Terraform Scheduled Scaling

resource "aws_autoscaling_schedule" "dev_office_hours" {
  scheduled_action_name  = "dev-office-hours"
  min_size               = 1
  max_size               = 3
  desired_capacity       = 2
  recurrence             = "0 9 * * MON-FRI"  # 9 AM UTC
  autoscaling_group_name = aws_autoscaling_group.dev.name
}

resource "aws_autoscaling_schedule" "dev_night_shutdown" {
  scheduled_action_name  = "dev-night-shutdown"
  min_size               = 0
  max_size               = 0
  desired_capacity       = 0
  recurrence             = "0 18 * * MON-FRI" # 6 PM UTC
  autoscaling_group_name = aws_autoscaling_group.dev.name
}

Spot Instance with Fallback (Kubernetes)

apiVersion: apps/v1
kind: Deployment
metadata:
  name: spot-workload
spec:
  replicas: 5
  template:
    spec:
      affinity:
        nodeAffinity:
          preferredDuringSchedulingIgnoredDuringExecution:
            - weight: 100
              preference:
                matchExpressions:
                  - key: node-type
                    operator: In
                    values: [spot]
      tolerations:
        - key: spot
          operator: Equal
          value: "true"
          effect: NoSchedule
      containers:
        - name: app
          image: myapp:latest

Explanation

Four pillars of cloud cost optimization:

  1. Right-size: Match instance type to actual usage; downsize overprovisioned resources
  2. Reserved capacity: Commit to 1-3 year reserved instances for predictable workloads (40-60% savings)
  3. Spot/preemptible: Use interruptible instances for fault-tolerant batch jobs (60-90% savings)
  4. Auto-scheduling: Turn off dev/staging environments nights and weekends

FinOps lifecycle:

  • Inform: Visibility into cloud spend per team, project, and environment
  • Optimize: Technical and rate optimizations (RI, spot, rightsizing)
  • Operate: Continuous governance, budgets, and automated policies

Variants

StrategySavingsEffortRisk
Reserved instances40-60%LowCommitment lock-in
Spot instances60-90%MediumInterruption
Scheduled shutdown50-70%LowManual oversight
Storage tiering30-50%LowAccess latency
ServerlessVariableMediumCold start

Best Practices

  • Tag everything: Cost allocation tags (team, project, environment) enable chargeback
  • Set budgets and alerts: Alert at 80% of monthly budget; investigate immediately
  • Review unused resources weekly: Dangling IPs, orphaned volumes, and stale snapshots add up
  • Use Savings Plans over RIs: More flexible; apply across instance families and regions
  • Implement auto-scaling: Scale to zero for dev environments; scale up for production peaks. See autoscaling policies.

Common Mistakes

  1. No cost ownership: When engineering doesn’t see the bill, waste accumulates
  2. Overcommitting to reserved instances: Buying 3-year RIs for workloads that may migrate to serverless
  3. Ignoring data transfer costs: NAT Gateway, cross-AZ traffic, and egress can exceed compute costs
  4. Leaving preview resources running: POCs and experiments that become permanent line items
  5. One-size-fits-all pricing: Production needs stability; dev can tolerate spot interruptions

Frequently Asked Questions

Q: Should I use spot instances for production? A: Only for stateless, fault-tolerant workloads with proper fallback to on-demand. Never for databases or singleton services.

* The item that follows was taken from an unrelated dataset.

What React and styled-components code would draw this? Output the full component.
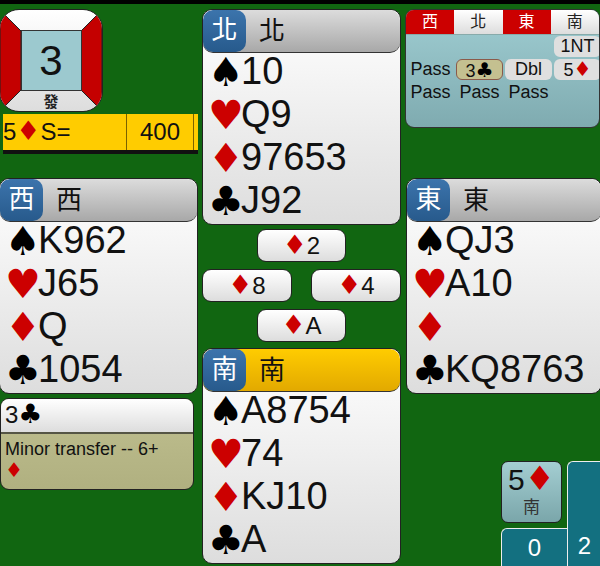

Q: How do I prevent developers from creating expensive resources? A: SCPs (Service Control Policies) restrict instance types by OU. Terraform policies enforce approved instance families.

Q: What’s the difference between FinOps and DevOps? A: DevOps optimizes for speed and reliability. FinOps adds cost as a first-class metric, with cross-functional accountability.